- **Directions for this task**: Retype exactly the lines from the line containing "What React, TypeScript" through the line containing "102px 148px 110px", both included, and nothing more; skip the pictures.

- **Data supplied**:
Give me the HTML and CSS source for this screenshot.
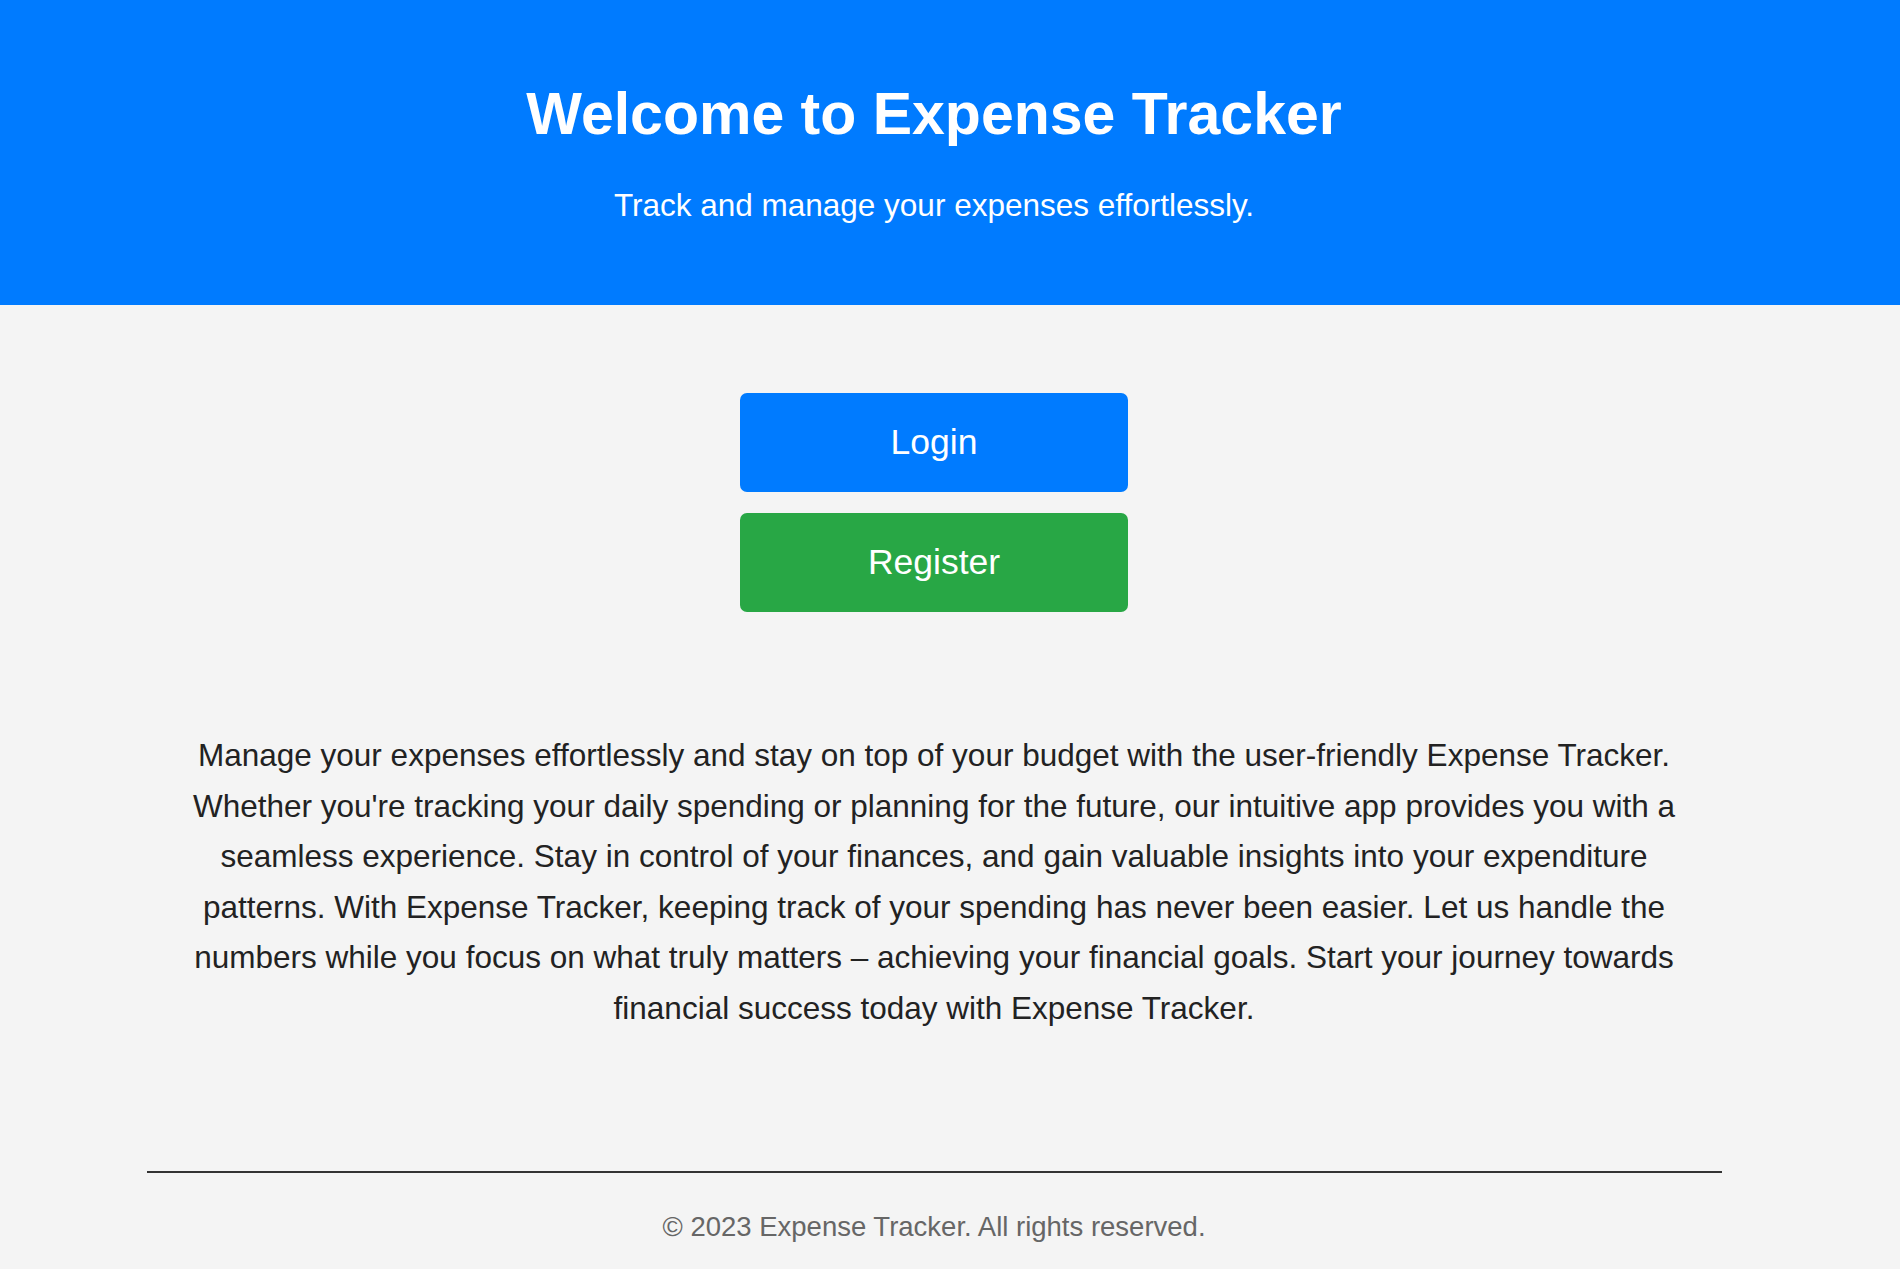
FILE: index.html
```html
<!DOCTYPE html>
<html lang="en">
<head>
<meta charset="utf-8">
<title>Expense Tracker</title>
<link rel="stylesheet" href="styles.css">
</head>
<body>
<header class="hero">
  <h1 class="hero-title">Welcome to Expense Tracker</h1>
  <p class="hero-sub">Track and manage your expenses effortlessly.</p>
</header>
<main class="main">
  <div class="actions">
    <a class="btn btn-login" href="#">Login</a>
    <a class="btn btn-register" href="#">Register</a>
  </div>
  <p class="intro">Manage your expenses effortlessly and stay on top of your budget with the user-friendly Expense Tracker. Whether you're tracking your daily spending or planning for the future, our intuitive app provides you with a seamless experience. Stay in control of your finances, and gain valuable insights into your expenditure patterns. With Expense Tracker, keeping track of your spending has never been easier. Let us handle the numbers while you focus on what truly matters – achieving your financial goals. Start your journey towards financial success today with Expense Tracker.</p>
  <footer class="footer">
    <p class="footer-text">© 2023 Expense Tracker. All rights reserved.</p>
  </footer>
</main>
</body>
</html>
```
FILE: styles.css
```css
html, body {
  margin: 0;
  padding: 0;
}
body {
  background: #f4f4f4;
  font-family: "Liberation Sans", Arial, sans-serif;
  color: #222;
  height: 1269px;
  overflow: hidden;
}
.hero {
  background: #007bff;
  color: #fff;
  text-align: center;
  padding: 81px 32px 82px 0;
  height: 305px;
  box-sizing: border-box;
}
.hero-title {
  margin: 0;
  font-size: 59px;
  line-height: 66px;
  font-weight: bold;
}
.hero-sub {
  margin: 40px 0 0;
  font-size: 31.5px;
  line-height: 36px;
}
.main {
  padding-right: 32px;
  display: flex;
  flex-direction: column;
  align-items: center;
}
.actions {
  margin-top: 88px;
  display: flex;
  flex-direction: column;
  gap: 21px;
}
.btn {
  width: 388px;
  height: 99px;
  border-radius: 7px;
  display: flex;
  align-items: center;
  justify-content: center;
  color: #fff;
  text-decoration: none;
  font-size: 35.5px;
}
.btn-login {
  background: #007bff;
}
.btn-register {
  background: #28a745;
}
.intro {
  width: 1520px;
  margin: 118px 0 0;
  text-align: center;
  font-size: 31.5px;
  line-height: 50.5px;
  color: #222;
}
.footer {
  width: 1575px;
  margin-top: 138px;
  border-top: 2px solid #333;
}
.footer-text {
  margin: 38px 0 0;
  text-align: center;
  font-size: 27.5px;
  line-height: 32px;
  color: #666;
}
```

* * *

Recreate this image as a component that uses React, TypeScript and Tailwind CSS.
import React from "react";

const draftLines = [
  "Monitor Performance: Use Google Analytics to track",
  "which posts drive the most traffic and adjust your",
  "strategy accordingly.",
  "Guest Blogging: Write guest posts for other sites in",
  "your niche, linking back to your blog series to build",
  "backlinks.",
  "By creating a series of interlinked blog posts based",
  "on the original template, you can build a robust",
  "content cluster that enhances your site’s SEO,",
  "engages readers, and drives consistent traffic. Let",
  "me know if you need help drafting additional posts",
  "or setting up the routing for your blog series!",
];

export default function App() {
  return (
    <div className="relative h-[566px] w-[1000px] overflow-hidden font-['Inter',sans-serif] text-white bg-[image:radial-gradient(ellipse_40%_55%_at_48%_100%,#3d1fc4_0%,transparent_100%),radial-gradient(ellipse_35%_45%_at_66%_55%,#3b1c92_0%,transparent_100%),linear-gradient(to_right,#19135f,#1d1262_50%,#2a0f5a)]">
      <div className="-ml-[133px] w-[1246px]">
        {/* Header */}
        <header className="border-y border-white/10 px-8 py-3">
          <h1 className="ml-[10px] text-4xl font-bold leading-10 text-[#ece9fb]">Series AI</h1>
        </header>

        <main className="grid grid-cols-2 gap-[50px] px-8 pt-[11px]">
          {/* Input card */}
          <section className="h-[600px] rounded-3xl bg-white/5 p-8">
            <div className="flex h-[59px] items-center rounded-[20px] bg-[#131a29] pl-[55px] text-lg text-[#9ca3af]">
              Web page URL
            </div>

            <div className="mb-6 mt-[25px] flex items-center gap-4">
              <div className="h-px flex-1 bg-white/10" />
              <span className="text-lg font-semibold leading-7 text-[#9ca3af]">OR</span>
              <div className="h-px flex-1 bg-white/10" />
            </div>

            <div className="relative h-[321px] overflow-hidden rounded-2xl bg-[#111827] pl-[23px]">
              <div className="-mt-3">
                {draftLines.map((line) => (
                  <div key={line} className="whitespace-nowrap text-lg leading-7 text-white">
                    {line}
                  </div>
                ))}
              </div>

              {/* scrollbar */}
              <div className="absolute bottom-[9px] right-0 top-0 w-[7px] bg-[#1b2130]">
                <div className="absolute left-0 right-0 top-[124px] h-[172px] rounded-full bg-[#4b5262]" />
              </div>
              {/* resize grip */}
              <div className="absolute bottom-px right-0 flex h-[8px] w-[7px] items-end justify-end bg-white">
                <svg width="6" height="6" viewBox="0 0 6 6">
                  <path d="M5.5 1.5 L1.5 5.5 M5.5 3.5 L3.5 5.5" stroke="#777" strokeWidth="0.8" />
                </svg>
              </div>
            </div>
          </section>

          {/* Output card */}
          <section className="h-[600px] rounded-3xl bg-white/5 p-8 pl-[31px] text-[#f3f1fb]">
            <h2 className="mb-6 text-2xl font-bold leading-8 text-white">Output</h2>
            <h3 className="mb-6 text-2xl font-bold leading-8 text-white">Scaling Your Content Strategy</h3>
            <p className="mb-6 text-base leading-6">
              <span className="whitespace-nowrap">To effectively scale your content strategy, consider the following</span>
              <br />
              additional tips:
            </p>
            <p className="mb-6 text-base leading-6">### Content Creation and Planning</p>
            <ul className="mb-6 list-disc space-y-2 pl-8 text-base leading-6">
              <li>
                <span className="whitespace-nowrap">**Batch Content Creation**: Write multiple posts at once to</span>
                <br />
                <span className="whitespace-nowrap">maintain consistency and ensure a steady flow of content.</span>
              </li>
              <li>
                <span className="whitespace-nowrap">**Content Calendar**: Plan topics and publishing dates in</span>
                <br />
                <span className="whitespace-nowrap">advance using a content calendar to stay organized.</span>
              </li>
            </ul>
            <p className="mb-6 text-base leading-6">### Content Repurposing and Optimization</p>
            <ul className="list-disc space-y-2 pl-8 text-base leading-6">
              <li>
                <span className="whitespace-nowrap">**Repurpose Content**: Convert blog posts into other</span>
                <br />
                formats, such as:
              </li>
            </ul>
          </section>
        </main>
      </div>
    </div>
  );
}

--

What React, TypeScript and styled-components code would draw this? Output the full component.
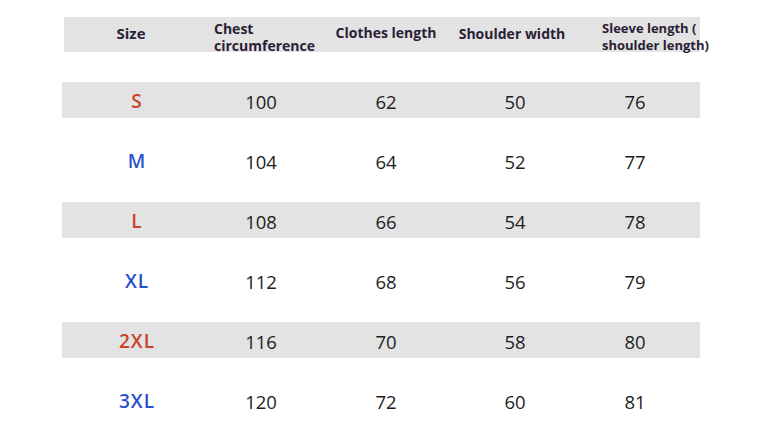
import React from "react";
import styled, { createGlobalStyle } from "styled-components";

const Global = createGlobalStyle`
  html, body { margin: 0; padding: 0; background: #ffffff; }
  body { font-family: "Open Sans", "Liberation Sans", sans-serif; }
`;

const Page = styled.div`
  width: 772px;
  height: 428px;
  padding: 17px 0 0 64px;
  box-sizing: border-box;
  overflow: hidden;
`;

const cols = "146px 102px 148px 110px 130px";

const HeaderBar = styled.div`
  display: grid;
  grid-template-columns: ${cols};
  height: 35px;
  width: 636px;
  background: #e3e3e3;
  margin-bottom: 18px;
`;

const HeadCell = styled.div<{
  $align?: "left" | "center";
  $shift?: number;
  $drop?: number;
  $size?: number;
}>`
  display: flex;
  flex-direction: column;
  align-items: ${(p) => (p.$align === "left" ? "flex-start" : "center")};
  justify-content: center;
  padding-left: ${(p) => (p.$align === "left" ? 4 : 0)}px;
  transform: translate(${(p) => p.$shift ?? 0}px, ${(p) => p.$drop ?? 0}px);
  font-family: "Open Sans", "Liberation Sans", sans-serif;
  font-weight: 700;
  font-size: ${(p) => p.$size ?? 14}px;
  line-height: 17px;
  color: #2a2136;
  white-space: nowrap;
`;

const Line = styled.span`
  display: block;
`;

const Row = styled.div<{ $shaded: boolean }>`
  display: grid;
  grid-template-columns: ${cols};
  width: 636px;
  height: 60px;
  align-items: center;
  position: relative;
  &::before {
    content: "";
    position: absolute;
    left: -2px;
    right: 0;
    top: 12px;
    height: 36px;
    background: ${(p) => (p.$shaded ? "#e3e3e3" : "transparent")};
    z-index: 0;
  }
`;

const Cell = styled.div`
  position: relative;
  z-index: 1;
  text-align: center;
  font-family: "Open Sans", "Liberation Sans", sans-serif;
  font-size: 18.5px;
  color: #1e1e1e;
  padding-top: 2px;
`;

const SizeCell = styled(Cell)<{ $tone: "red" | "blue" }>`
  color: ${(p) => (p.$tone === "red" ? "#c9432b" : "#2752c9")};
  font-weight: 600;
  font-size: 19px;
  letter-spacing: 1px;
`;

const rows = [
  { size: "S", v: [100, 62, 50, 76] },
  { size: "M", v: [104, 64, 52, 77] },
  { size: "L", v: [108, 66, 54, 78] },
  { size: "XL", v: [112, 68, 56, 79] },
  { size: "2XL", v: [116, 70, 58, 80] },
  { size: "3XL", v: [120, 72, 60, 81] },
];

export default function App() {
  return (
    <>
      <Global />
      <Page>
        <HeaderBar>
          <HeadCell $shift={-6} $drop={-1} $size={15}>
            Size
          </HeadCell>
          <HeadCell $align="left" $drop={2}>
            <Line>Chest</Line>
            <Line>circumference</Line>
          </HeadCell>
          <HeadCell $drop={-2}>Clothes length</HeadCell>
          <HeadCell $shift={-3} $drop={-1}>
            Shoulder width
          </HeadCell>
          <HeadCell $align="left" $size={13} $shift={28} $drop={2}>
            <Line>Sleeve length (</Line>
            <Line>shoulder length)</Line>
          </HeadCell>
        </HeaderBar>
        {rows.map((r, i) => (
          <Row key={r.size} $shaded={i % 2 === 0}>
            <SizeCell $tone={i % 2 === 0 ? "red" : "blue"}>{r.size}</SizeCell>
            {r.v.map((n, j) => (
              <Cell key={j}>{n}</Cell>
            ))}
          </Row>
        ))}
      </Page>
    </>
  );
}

- **In response**:
What React, TypeScript and styled-components code would draw this? Output the full component.
import React from "react";
import styled, { createGlobalStyle } from "styled-components";

const Global = createGlobalStyle`
  html, body { margin: 0; padding: 0; background: #ffffff; }
  body { font-family: "Open Sans", "Liberation Sans", sans-serif; }
`;

const Page = styled.div`
  width: 772px;
  height: 428px;
  padding: 17px 0 0 64px;
  box-sizing: border-box;
  overflow: hidden;
`;

const cols = "146px 102px 148px 110px 130px";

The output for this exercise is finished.